Even without heading to South America, the budget on the film is $5 million, which is being put up by the band. McGuinness said the group rejected offers from various studios to finance the film to better guarantee control over the project. He, however, expects to release the film through a major distributor next summer.
To coincide with the movie, the band will also release a double album, produced by Jimmy Iovine. It will include music from the movie and additional new material.
As U2 was going through a forceful rendition of "In God's Country," due to be released as the next single from "The Joshua Tree," Joanou sat in a director's chair in the small control booth backstage, speaking feverishly into a headset.
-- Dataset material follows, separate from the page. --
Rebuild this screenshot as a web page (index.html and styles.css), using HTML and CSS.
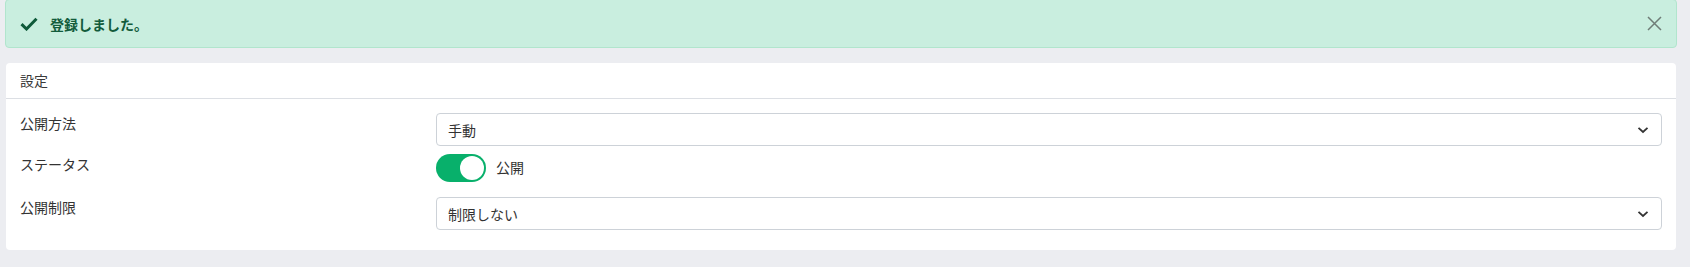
FILE: index.html
```html
<!DOCTYPE html>
<html lang="ja">
<head>
<meta charset="utf-8">
<link rel="stylesheet" href="styles.css">
</head>
<body>
<div class="page">
  <div class="alert">
    <svg class="alert-check" width="18" height="14" viewBox="0 0 18 14"><path d="M1.5 7.2 L6.5 12 L16.5 1.8" fill="none" stroke="currentColor" stroke-width="3" stroke-linejoin="miter" stroke-linecap="butt"/></svg>
    <span class="alert-text">登録しました。</span>
    <svg class="alert-close" width="15" height="15" viewBox="0 0 15 15"><path d="M1 1 L14 14 M14 1 L1 14" fill="none" stroke="currentColor" stroke-width="1.5"/></svg>
  </div>
  <div class="card">
    <div class="card-header">設定</div>
    <div class="card-body">
      <div class="form-row">
        <div class="form-label">公開方法</div>
        <div class="select"><span>手動</span><svg class="chev" width="12" height="8" viewBox="0 0 12 8"><path d="M1.5 1.8 L6 6 L10.5 1.8" fill="none" stroke="currentColor" stroke-width="1.8"/></svg></div>
      </div>
      <div class="form-row row-toggle">
        <div class="form-label">ステータス</div>
        <div class="toggle-wrap"><span class="toggle"><span class="knob"></span></span><span class="toggle-label">公開</span></div>
      </div>
      <div class="form-row">
        <div class="form-label">公開制限</div>
        <div class="select"><span>制限しない</span><svg class="chev" width="12" height="8" viewBox="0 0 12 8"><path d="M1.5 1.8 L6 6 L10.5 1.8" fill="none" stroke="currentColor" stroke-width="1.8"/></svg></div>
      </div>
    </div>
  </div>
</div>
</body>
</html>
```
FILE: styles.css
```css
html, body {
  margin: 0;
  padding: 0;
  background: #ecedf1;
}
body {
  font-family: "Noto Sans CJK JP", "Noto Sans", sans-serif;
  color: #333;
  font-size: 14px;
}
.page {
  padding: 0 13px 17px 5px;
}
.alert {
  margin-top: -1px;
  height: 49px;
  box-sizing: border-box;
  display: flex;
  align-items: center;
  background: #c9eedf;
  border: 1px solid #b1e5cd;
  border-radius: 4px;
  padding: 0 14px 0 14px;
  color: #135c3c;
}
.alert-check {
  margin-right: 12px;
  color: #0f5a3a;
}
.alert-text {
  font-size: 14px;
  font-weight: bold;
  flex: 1;
  line-height: 20px;
}
.alert-close {
  color: #6f7d77;
}
.card {
  margin: 15px 1px 0 1px;
  background: #fff;
  border-radius: 4px;
}
.card-header {
  height: 35px;
  line-height: 35px;
  border-bottom: 1px solid #dcdfe4;
  padding-left: 14px;
  font-size: 14px;
  color: #3a3a3a;
}
.card-body {
  padding: 14px 14px 20px 14px;
  display: flex;
  flex-direction: column;
  gap: 8px;
}
.form-row {
  display: grid;
  grid-template-columns: 416px 1fr;
  align-items: start;
}
.row-toggle {
  height: 35px;
}
.form-label {
  line-height: 20px;
  padding-top: 0;
  color: #333;
}
.select {
  height: 33px;
  box-sizing: border-box;
  border: 1px solid #cdd2d8;
  border-radius: 4px;
  display: flex;
  align-items: center;
  justify-content: space-between;
  padding: 0 12px 0 11px;
  color: #333;
  line-height: 20px;
}
.chev {
  color: #333;
}
.toggle-wrap {
  display: flex;
  align-items: center;
  height: 28px;
}
.toggle {
  width: 50px;
  height: 28px;
  border-radius: 14px;
  background: #08b06b;
  position: relative;
  display: block;
}
.knob {
  position: absolute;
  right: 2px;
  top: 2px;
  width: 24px;
  height: 24px;
  border-radius: 50%;
  background: #fff;
}
.toggle-label {
  margin-left: 10px;
  margin-top: -2px;
  color: #333;
  line-height: 20px;
}
```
"Get in tighter on Bono, camera five . . . tighter, " he shouted, staring at a monitor in front of him. "Great shot, camera six. Hold it right there. . . . Camera three, where are you? Are you reloading?"
Unlike some movie-related concerts--including "Chuck Berry Hail! Hail! Rock and Roll!"--the shows here weren't stopped so that Joanou could reload the cameras or get a second chance at the action. His only cracks at the music are these two shows in Denver and possibly two more in Arizona, at the end of the tour next month.
After 90 minutes of staring at the monitors and yelling instructions to the film crews, Joanou felt that the first night had given him half of what he needed from the two Denver shows. Which was good, he said, because things would probably work more smoothly the second night here. Still, he seemed drained.
Joanou--who lists "Gimme Shelter," "The Last Waltz" and "Stop Making Sense" as his favorite rock films--paused to catch his breath before going to meet with the band.
"Doing it the way they want to makes my job far more difficult, but if they did restage things just for the movie or set up for two days in an empty arena, I wouldn't get what U2 does so well, which is the spontaneity," he said.
"Bono acts on impulses and so does the rest of the band. They've got the courage on stage to just go for it, and I think that's what they're demanding of us. That's exciting to me because it makes what we're doing real."